近所に慧海生誕の地があるというので訪ねてみたが、何と住宅街の家と家の隙間に記念碑が埋め込まれるようにあった。これでは通りすがりの人は全く気が付かないだろう。きっと複雑な事情はあるのだろうが、現在の堺での慧海の位置が分かるような気がして少し寂しくなる。それでも近くにある七道駅の前には、慧海の像が建っている。写真を撮っていると、客待ちのタクシー運転手が『何を撮っているんだ』という顔でこちらを見ていた。

ここから堺の昔の掘割をなぞった小川の横を歩いて宿に帰る。堺駅まで来ると与謝野晶子像が建っており、そこから堺の港の方へも行って見る。意外と小さな港に小舟が停まっている。ルソン助左衛門の像を発見してテンションが上がる。この像は1978年の大河ドラマ『黄金の日々』の放映を記念して作られたという。若き日の市川染五郎(松たか子のパパ)が主演して、昨日見てきた千利休、今井宗久などが出てくる大河。よく覚えている。私の堺のイメージもそこから来ているのかもしれない(2021年4月よりNHKBSで再放送始まる)。

港の周囲を歩いてみた。海に近づくあたりに可愛らしい灯台が見えた。1877年に作られた旧堺灯台。現存する灯台の中でもかなり古い物らしいが、既に50年前にその役目を終え、今は保存建築物として残っている。堺の繁栄は、やはり戦国時代が中心であり、その後は大阪などの陰に隠れてしまっていた。

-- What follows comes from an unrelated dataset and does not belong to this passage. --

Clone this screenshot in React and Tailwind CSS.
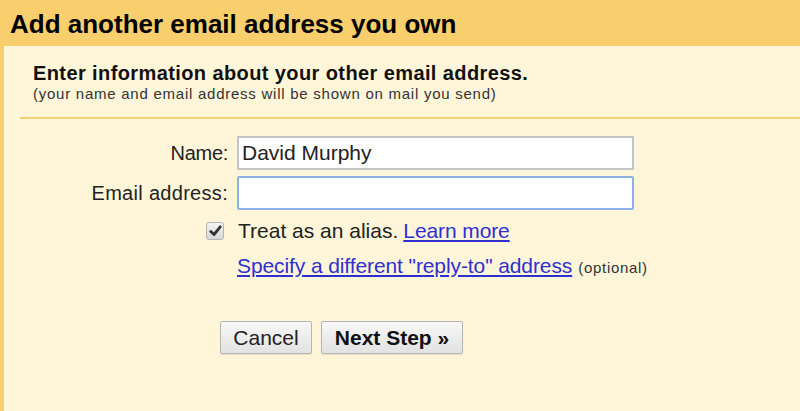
export default function App() {
  return (
    <div className="w-[800px] h-[411px] bg-[#f9cf6e] flex flex-col overflow-hidden" style={{ fontFamily: '"Liberation Sans", Arial, sans-serif' }}>
      <div className="h-[46px] shrink-0 pl-[10px] pt-[9px]">
        <h1 className="text-[26px] leading-[30px] font-bold text-black">Add another email address you own</h1>
      </div>
      <div className="flex-1 ml-[4px] bg-[#fff6da]">
        <div className="pl-[29px] pt-[15px] pb-[14px]">
          <h2 className="text-[20px] leading-[24px] font-bold tracking-[0.4px] text-[#111]">Enter information about your other email address.</h2>
          <p className="text-[15px] leading-[18px] tracking-[0.75px] text-[#333]">(your name and email address will be shown on mail you send)</p>
        </div>
        <div className="ml-[16px] h-[2px] bg-[#fad070]" />
        <div className="pt-[17px] flex flex-col gap-[6px]">
          <div className="flex items-center">
            <label className="w-[225px] text-right text-[20px] leading-[24px] tracking-[-0.3px] text-[#222] pr-[1px]">Name:</label>
            <input
              defaultValue="David Murphy"
              className="ml-[8px] w-[397px] h-[34px] bg-white border-2 border-[#c4c4c4] px-[3px] text-[21px] text-[#222] outline-none"
              style={{ fontFamily: '"Liberation Sans", Arial, sans-serif' }}
            />
          </div>
          <div className="flex items-center">
            <label className="w-[225px] text-right text-[20px] leading-[24px] tracking-[0.3px] text-[#222] pr-[1px]">Email address:</label>
            <input
              className="ml-[8px] w-[397px] h-[34px] bg-white border-2 border-[#8fb2e6] rounded-[2px] px-[3px] text-[21px] outline-none"
            />
          </div>
        </div>
        <div className="pl-[202px] pt-[9px] flex items-center h-[33px]">
          <span className="w-[18px] h-[18px] rounded-[3px] border border-[#b4b4b4] bg-gradient-to-b from-[#f4f4f4] to-[#d8d8d8] flex items-center justify-center">
            <svg width="13" height="12" viewBox="0 0 13 12">
              <path d="M1.8 6.5 L5 9.6 L11.2 1.8" fill="none" stroke="#333" strokeWidth="2.8" strokeLinecap="round" strokeLinejoin="round" />
            </svg>
          </span>
          <span className="ml-[14px] text-[21px] leading-[24px] text-[#222]">Treat as an alias.</span>
          <a href="#" className="ml-[5px] text-[21px] leading-[24px] tracking-[-0.1px] text-[#2f2fd0] underline">Learn more</a>
        </div>
        <div className="pl-[233px] pt-[11px] flex items-baseline">
          <a href="#" className="text-[21px] leading-[24px] tracking-[-0.1px] text-[#2f2fd0] underline">Specify a different "reply-to" address</a>
          <span className="ml-[6px] text-[15px] leading-[18px] tracking-[0.7px] text-[#333]">(optional)</span>
        </div>
        <div className="pl-[216px] pt-[43px] flex gap-[9px]">
          <button className="w-[92px] h-[33px] rounded-[2px] border border-[#b5b5b5] bg-gradient-to-b from-[#f8f8f8] to-[#e2e2e2] text-[21px] leading-[24px] text-[#222] shadow-[0_1px_1px_rgba(0,0,0,0.1)]">Cancel</button>
          <button className="w-[142px] h-[33px] rounded-[2px] border border-[#b5b5b5] bg-gradient-to-b from-[#f8f8f8] to-[#e2e2e2] text-[21px] leading-[24px] font-bold text-[#111] shadow-[0_1px_1px_rgba(0,0,0,0.1)]">Next Step »</button>
        </div>
      </div>
    </div>
  );
}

時間が来たので、関空に向かう。コロナ禍で貯めていたマイレージを使う機会もなかったので、今回はそれで東京行きのフライトを予約してみた。国内線は必要マイレージ数も少なく、また燃油サーチャージも徴収されないので、使い勝手は良い。そして予約も簡単に取れてしまった。

堺駅から30分ちょっと乗れば関空に着いてしまうのだから、今後も堺に寄る機会もあるだろう。そもそも電車に乗客があまりおらず、関空に到着すると、空港内は更に人が見られない。国際線はほぼ止まっているのだろうが、ボードを見ると、国内線もキャンセルの表示が多く、あの忙しかった空港の面影は全くない。空港内のお店も閉まっているところが多く、豚まんを買うこともできなかった。まるでゴーストタウンのようだった。

仕方なく早めに荷物検査を通ったが、本当に人気がなく、怖くなってしまった。ポケットにGoToクーポンが1枚入っているのを思い出したが、使える店はあるのかと思ってしまうほどだ。開いているショップを何とか見つけ、土産を買いながら店員に聞いてみると『ここのところずっとこの調子なんですよ』と諦めたような力ない答え。機内に入っても乗客は少なく、安全ではあるが、とても寂しいフライトとなってしまった。